Data shown:
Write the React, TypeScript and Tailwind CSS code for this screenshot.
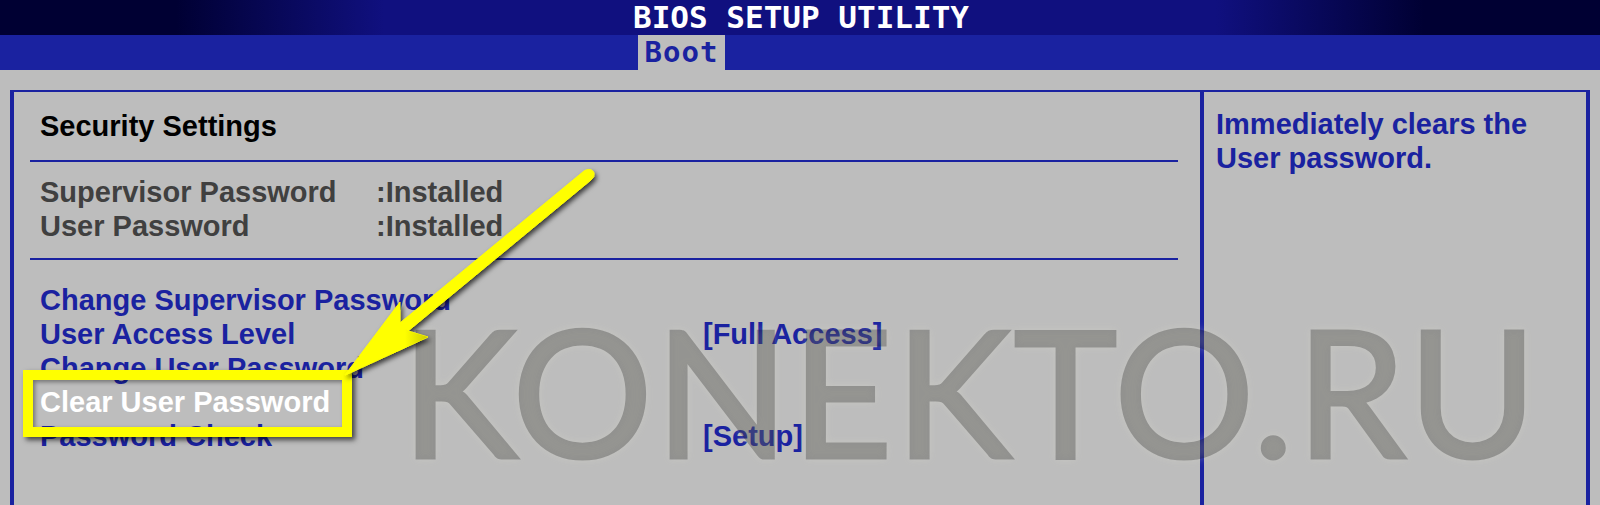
const SETTINGS = [
  { label: "Change Supervisor Password", value: "" },
  { label: "User Access Level", value: "[Full Access]" },
  { label: "Change User Password", value: "" },
  { label: "Clear User Password", value: "", active: true },
  { label: "Password Check", value: "[Setup]" },
];

const BLUE = "text-[#1a22a0]";

export default function App() {
  return (
    <div className="relative h-[505px] w-[1600px] overflow-hidden bg-[#bdbdbd] font-['Liberation_Sans',Arial,sans-serif] font-bold">
      {/* Title bar */}
      <div className="flex h-[35px] items-center justify-center bg-[linear-gradient(90deg,#000033_0%,#000033_11%,#10107f_24%,#10107f_76%,#000033_89%,#000033_100%)]">
        <span className="pl-[2px] font-['DejaVu_Sans_Mono',monospace] text-[31px] leading-none text-white">
          BIOS SETUP UTILITY
        </span>
      </div>

      {/* Tabs */}
      <div className="flex h-[35px] bg-[#1a22a0] pl-[638px]">
        <div className="flex h-full w-[87px] items-center justify-center bg-[#bdbdbd] font-['DejaVu_Sans_Mono',monospace] text-[29px] leading-none tracking-[1px] text-[#1a22a0]">
          Boot
        </div>
      </div>

      {/* Main frame, open at the bottom */}
      <div className="ml-[10px] mt-[20px] flex h-[415px] w-[1580px] border-x-4 border-t-2 border-[#1a22a0]">
        <div className="w-[1190px] border-r-4 border-[#1a22a0] pl-[16px] pr-[22px]">
          <h1 className="flex h-[68px] items-center pl-[10px] text-[29px] leading-none text-black">
            Security Settings
          </h1>
          <div className="h-[2px] bg-[#1a22a0]" />

          <div className="pl-[10px] pt-[13px] text-[29px] leading-[34px] text-[#404040]">
            <div className="flex">
              <span className="w-[336px]">Supervisor Password</span>
              <span>:Installed</span>
            </div>
            <div className="flex">
              <span className="w-[336px]">User Password</span>
              <span>:Installed</span>
            </div>
          </div>
          <div className="mt-[15px] h-[2px] bg-[#1a22a0]" />

          <div className="pl-[10px] pt-[23px] text-[29px] leading-[34px]">
            {SETTINGS.map((s) => (
              <div key={s.label} className={`flex ${s.active ? "text-white" : BLUE}`}>
                <span className="w-[663px] shrink-0">{s.label}</span>
                <span>{s.value}</span>
              </div>
            ))}
          </div>
        </div>

        <div className={`flex-1 pl-[12px] pt-[15px] text-[29px] leading-[34px] ${BLUE}`}>
          Immediately clears the
          <br />
          User password.
        </div>
      </div>

      {/* Watermark */}
      <div className="pointer-events-none absolute left-[401px] top-[280px] drop-shadow-[0_0_4px_#e4e4d0]">
        <div className="font-['Lato',sans-serif] text-[176px] font-normal leading-[220px] tracking-[2px] whitespace-nowrap text-black opacity-[0.25] [-webkit-text-stroke:3px_#000]">
          KONEKTO.RU
        </div>
      </div>

      {/* Highlight box */}
      <div className="absolute left-[23px] top-[370px] h-[67px] w-[329px] border-[10px] border-[#ffff00] shadow-[3px_3px_5px_rgba(0,0,0,0.65),inset_2px_2px_4px_rgba(0,0,0,0.4)]" />

      {/* Arrow */}
      <svg className="pointer-events-none absolute left-0 top-0" width="1600" height="505" viewBox="0 0 1600 505">
        <defs>
          <filter id="arrow-shadow" x="-10%" y="-10%" width="120%" height="120%">
            <feDropShadow dx="2" dy="3" stdDeviation="2.5" floodColor="#000" floodOpacity="0.7" />
          </filter>
          <linearGradient id="barb" gradientUnits="userSpaceOnUse" x1="405" y1="0" x2="430" y2="0">
            <stop offset="0" stopColor="#ffff00" />
            <stop offset="1" stopColor="#c8c800" />
          </linearGradient>
        </defs>
        <path
          filter="url(#arrow-shadow)"
          fill="#ffff00"
          stroke="#ffff00"
          strokeWidth="1"
          strokeLinejoin="round"
          d="M586 170 Q592 168 594 173 Q595 177 591 180 L408 331 L428 337 L352 372 L345 375 L400 302 L400 323 L584 171 Z"
        />
        <path fill="url(#barb)" d="M400 323 L408 331 L428 337 L392 354 L385 340 Z" />
      </svg>
    </div>
  );
}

Your objective: Transcribe the listing above verbatim. Omit the pictures.

Response to the exercise:
Write the React, TypeScript and Tailwind CSS code for this screenshot.
const SETTINGS = [
  { label: "Change Supervisor Password", value: "" },
  { label: "User Access Level", value: "[Full Access]" },
  { label: "Change User Password", value: "" },
  { label: "Clear User Password", value: "", active: true },
  { label: "Password Check", value: "[Setup]" },
];

const BLUE = "text-[#1a22a0]";

export default function App() {
  return (
    <div className="relative h-[505px] w-[1600px] overflow-hidden bg-[#bdbdbd] font-['Liberation_Sans',Arial,sans-serif] font-bold">
      {/* Title bar */}
      <div className="flex h-[35px] items-center justify-center bg-[linear-gradient(90deg,#000033_0%,#000033_11%,#10107f_24%,#10107f_76%,#000033_89%,#000033_100%)]">
        <span className="pl-[2px] font-['DejaVu_Sans_Mono',monospace] text-[31px] leading-none text-white">
          BIOS SETUP UTILITY
        </span>
      </div>

      {/* Tabs */}
      <div className="flex h-[35px] bg-[#1a22a0] pl-[638px]">
        <div className="flex h-full w-[87px] items-center justify-center bg-[#bdbdbd] font-['DejaVu_Sans_Mono',monospace] text-[29px] leading-none tracking-[1px] text-[#1a22a0]">
          Boot
        </div>
      </div>

      {/* Main frame, open at the bottom */}
      <div className="ml-[10px] mt-[20px] flex h-[415px] w-[1580px] border-x-4 border-t-2 border-[#1a22a0]">
        <div className="w-[1190px] border-r-4 border-[#1a22a0] pl-[16px] pr-[22px]">
          <h1 className="flex h-[68px] items-center pl-[10px] text-[29px] leading-none text-black">
            Security Settings
          </h1>
          <div className="h-[2px] bg-[#1a22a0]" />

          <div className="pl-[10px] pt-[13px] text-[29px] leading-[34px] text-[#404040]">
            <div className="flex">
              <span className="w-[336px]">Supervisor Password</span>
              <span>:Installed</span>
            </div>
            <div className="flex">
              <span className="w-[336px]">User Password</span>
              <span>:Installed</span>
            </div>
          </div>
          <div className="mt-[15px] h-[2px] bg-[#1a22a0]" />

          <div className="pl-[10px] pt-[23px] text-[29px] leading-[34px]">
            {SETTINGS.map((s) => (
              <div key={s.label} className={`flex ${s.active ? "text-white" : BLUE}`}>
                <span className="w-[663px] shrink-0">{s.label}</span>
                <span>{s.value}</span>
              </div>
            ))}
          </div>
        </div>

        <div className={`flex-1 pl-[12px] pt-[15px] text-[29px] leading-[34px] ${BLUE}`}>
          Immediately clears the
          <br />
          User password.
        </div>
      </div>

      {/* Watermark */}
      <div className="pointer-events-none absolute left-[401px] top-[280px] drop-shadow-[0_0_4px_#e4e4d0]">
        <div className="font-['Lato',sans-serif] text-[176px] font-normal leading-[220px] tracking-[2px] whitespace-nowrap text-black opacity-[0.25] [-webkit-text-stroke:3px_#000]">
          KONEKTO.RU
        </div>
      </div>

      {/* Highlight box */}
      <div className="absolute left-[23px] top-[370px] h-[67px] w-[329px] border-[10px] border-[#ffff00] shadow-[3px_3px_5px_rgba(0,0,0,0.65),inset_2px_2px_4px_rgba(0,0,0,0.4)]" />

      {/* Arrow */}
      <svg className="pointer-events-none absolute left-0 top-0" width="1600" height="505" viewBox="0 0 1600 505">
        <defs>
          <filter id="arrow-shadow" x="-10%" y="-10%" width="120%" height="120%">
            <feDropShadow dx="2" dy="3" stdDeviation="2.5" floodColor="#000" floodOpacity="0.7" />
          </filter>
          <linearGradient id="barb" gradientUnits="userSpaceOnUse" x1="405" y1="0" x2="430" y2="0">
            <stop offset="0" stopColor="#ffff00" />
            <stop offset="1" stopColor="#c8c800" />
          </linearGradient>
        </defs>
        <path
          filter="url(#arrow-shadow)"
          fill="#ffff00"
          stroke="#ffff00"
          strokeWidth="1"
          strokeLinejoin="round"
          d="M586 170 Q592 168 594 173 Q595 177 591 180 L408 331 L428 337 L352 372 L345 375 L400 302 L400 323 L584 171 Z"
        />
        <path fill="url(#barb)" d="M400 323 L408 331 L428 337 L392 354 L385 340 Z" />
      </svg>
    </div>
  );
}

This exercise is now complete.